Tim Burton has had a long and strange career in Hollywood, and the results have not always been great.
This weekend, fans will flood the theater for Dumbo, Disney's latest live-action take on an animated classic. Unlike many of the previous remakes, this movie features a famous name as the director — Tim Burton. Burton has a distinct style and catalog that he is known for, which will undoubtedly find its way into Dumbo.
Typically, massive franchises stay away from auteur directors. A filmmaker with a distinct voice could distract from a story that stands on its own. What's more, it will come to be known as "Tim Burton's Dumbo," taking some of the ownership away from Disney, in a sense.
Still, unlike other directors of his stature, Burton has never shied away from Franchises. He mad a few attempts at Batman years ago, long before the current super hero movie craze, and he has thrown his hat in the ring for other established intellectual properties as well.
To many fans, Burton will always be associated with some of his most outstanding work, including The Nightmare Before Christmas, for example. To others, he will always be associated with his least beloved works. Whatever the case, Burton is a known quantity, and therefore a strange choice for Disney and for Dumbo.
Here is a look at Burton's eight worst movies ahead of Dumbo's release this weekend.
Even at the time when it came out in 2010, Burton's take on Alice in Wonderland was not a critical hit. In retrospect, visual effects may have been just a little short of his ambitious plans at the time, and the use of 3-D glasses in the theater did not do much to help.
On top of that, many felt that Burton's jarring style clashed with the story's central theme of juxtaposing innocence with adult cynicism. Instead, Burton counted on his quirky characters and set to make magic on their own, putting a heavy emphasis on Johnny Depp as the Mad Hatter.
Years before the recent, relatively successful trilogy of remakes, Burton made an ill-fated attempt at rebooting Planet of the Apes. Given how poor the reception to his 2001 attempt was, it makes sense that fans were nervous to see James Franco take another stab at it recently.
Burton's Planet of the Apes featured a mixture of make up and CGI somehow more unnerving than the plain rubber masks from the original. It also starred Mark Wahlberg as the lead human, consigning the movie to a pretty standard action genre in many eyes.
Burton fans were buzzing in 2005 when he brought back the stop-motion style of The Nightmare Before Christmas for another horror-themed jaunt. Unfortunately, this one fell a bit flat.

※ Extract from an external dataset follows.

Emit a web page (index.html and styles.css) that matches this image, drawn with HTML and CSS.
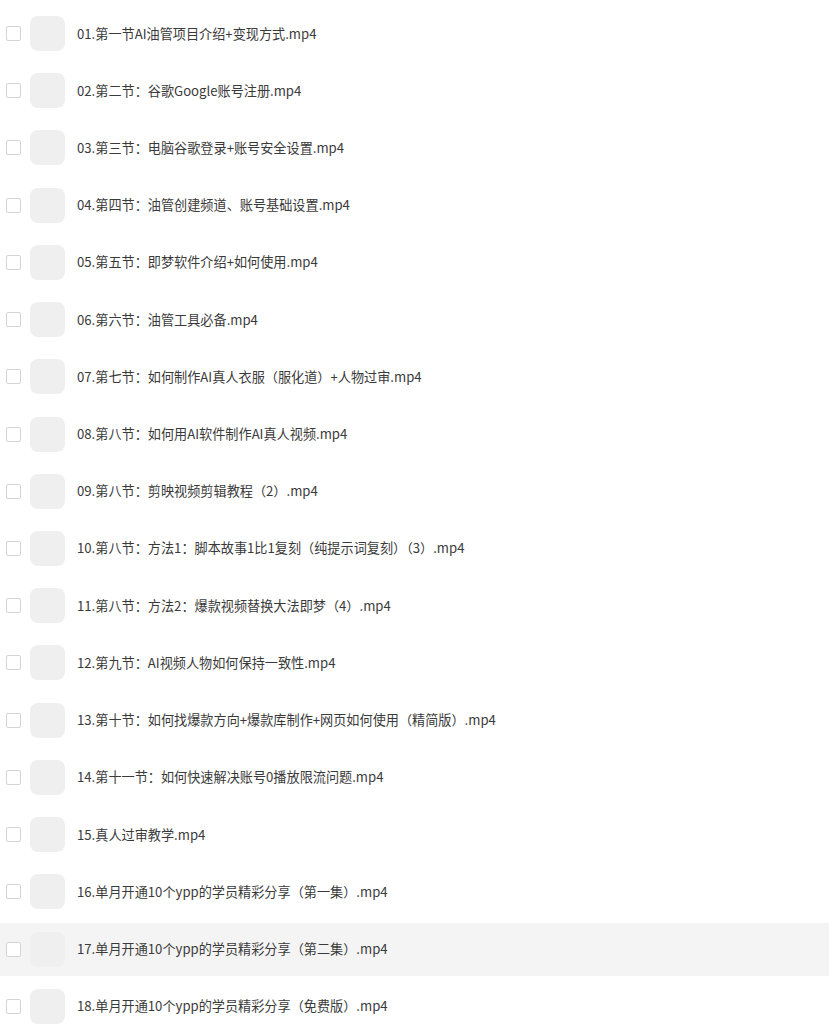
FILE: index.html
```html
<!DOCTYPE html>
<html lang="zh">
<head>
<meta charset="utf-8">
<link rel="stylesheet" href="styles.css">
</head>
<body>
<ul class="list">
  <li class="row"><span class="check"></span><span class="thumb"></span><span class="name">01.第一节AI油管项目介绍+变现方式.mp4</span></li>
  <li class="row"><span class="check"></span><span class="thumb"></span><span class="name">02.第二节：谷歌Google账号注册.mp4</span></li>
  <li class="row"><span class="check"></span><span class="thumb"></span><span class="name">03.第三节：电脑谷歌登录+账号安全设置.mp4</span></li>
  <li class="row"><span class="check"></span><span class="thumb"></span><span class="name">04.第四节：油管创建频道、账号基础设置.mp4</span></li>
  <li class="row"><span class="check"></span><span class="thumb"></span><span class="name">05.第五节：即梦软件介绍+如何使用.mp4</span></li>
  <li class="row"><span class="check"></span><span class="thumb"></span><span class="name">06.第六节：油管工具必备.mp4</span></li>
  <li class="row"><span class="check"></span><span class="thumb"></span><span class="name">07.第七节：如何制作AI真人衣服（服化道）+人物过审.mp4</span></li>
  <li class="row"><span class="check"></span><span class="thumb"></span><span class="name">08.第八节：如何用AI软件制作AI真人视频.mp4</span></li>
  <li class="row"><span class="check"></span><span class="thumb"></span><span class="name">09.第八节：剪映视频剪辑教程（2）.mp4</span></li>
  <li class="row"><span class="check"></span><span class="thumb"></span><span class="name">10.第八节：方法1：脚本故事1比1复刻（纯提示词复刻）（3）.mp4</span></li>
  <li class="row"><span class="check"></span><span class="thumb"></span><span class="name">11.第八节：方法2：爆款视频替换大法即梦（4）.mp4</span></li>
  <li class="row"><span class="check"></span><span class="thumb"></span><span class="name">12.第九节：AI视频人物如何保持一致性.mp4</span></li>
  <li class="row"><span class="check"></span><span class="thumb"></span><span class="name">13.第十节：如何找爆款方向+爆款库制作+网页如何使用（精简版）.mp4</span></li>
  <li class="row"><span class="check"></span><span class="thumb"></span><span class="name">14.第十一节：如何快速解决账号0播放限流问题.mp4</span></li>
  <li class="row"><span class="check"></span><span class="thumb"></span><span class="name">15.真人过审教学.mp4</span></li>
  <li class="row"><span class="check"></span><span class="thumb"></span><span class="name">16.单月开通10个ypp的学员精彩分享（第一集）.mp4</span></li>
  <li class="row active"><span class="check"></span><span class="thumb"></span><span class="name">17.单月开通10个ypp的学员精彩分享（第二集）.mp4</span></li>
  <li class="row"><span class="check"></span><span class="thumb"></span><span class="name">18.单月开通10个ypp的学员精彩分享（免费版）.mp4</span></li>
</ul>
</body>
</html>
```

FILE: styles.css
```css
html, body {
  margin: 0;
  padding: 0;
  background: #ffffff;
}
body {
  font-family: "Noto Sans CJK SC", "Noto Sans", sans-serif;
  color: #3a3a3a;
  overflow: hidden;
}
.list {
  list-style: none;
  margin: 0;
  padding: 7px 0 0 0;
}
.row {
  display: flex;
  align-items: center;
  height: 53px;
  margin-bottom: 4.23px;
  padding-left: 6px;
  box-sizing: border-box;
}
.row.active {
  background: #f4f4f4;
}
.check {
  width: 15px;
  height: 15px;
  box-sizing: border-box;
  border: 1px solid #d4d4d4;
  border-radius: 2px;
  background: #fff;
  flex: none;
}
.thumb {
  width: 35px;
  height: 35px;
  margin-left: 9px;
  border-radius: 8px;
  background: #efefef;
  flex: none;
}
.name {
  margin-left: 12px;
  font-size: 13.15px;
  line-height: 18px;
  white-space: nowrap;
}
```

To many critics, there was not enough story here to justify the movie's existence, and it seemed to be an excuse for Burton to parade out his latest nightmares on the big screen.
Burton came into the world of super hero films strong in 1989 with Batman starring Michael Keaton. Unfortunately, it seems he could not capture lightning in a bottle twice, as Batman Returns veered off in some strange directions.
The movie features some iconic, if not universally beloved imagery, with Michelle Pfeiffer and Danny DeVito playing bizarre versions of Catwoman and The Penguin, respectively. The movie bore all of Burton's trademark quirkiness, and unfortunately, it did not serve it well.
Burton may have been asking for trouble when he tried to remake one of the most classic films in existence. Charlie and the Chocolate Factory was far from the delightful Gene Wilder romp that preceded it, as well as the novel that both films are based on.
This may be one of Depp's most unnerving performances ever, under Burton or otherwise. Through Burton's eyes, the story seemed more horrifying than through other perspectives, and in this case that may not be a good thing.
One of Burton's oldest movies to make it on the list is the 1996 sci-fi horror Mars Attacks! The movie jumped the gun on 3-D animation in a way that even audiences at the time did not care for. Beyond that, the pulpy premise drove real conspiracy theorist paranoia for some and dimply discomforted others, with its flippant use of real-world imagery and issues.
Sleepy Hollow seemed a good fit for Burton, and for his beloved muse Johnny Depp, for that matter. The 1999 film told the classic story of the Headless Horseman, with Depp playing the heroic Ichabod Crane.
While Burton seemed to try and tone down his garishness in this film, many critics felt it could have used more. The hesitant lack of camp made for a movie that fell somewhere in the middle, where Burton's fans and the audience at large dared not go.
Finally, in 2012, Burton made another animated feature based on a stop-motion short he originally made in 1984. Frankenweenie tells the story of a horrifically revived dog and his prankster of an owner.
It was not well-received — to the extent that it was received at all — by Hollywood. Among Burton's die-hard fans, many were simply disappointed to see his signature animation style on a new story rather than a true follow-up to The Nightmare Before Christmas.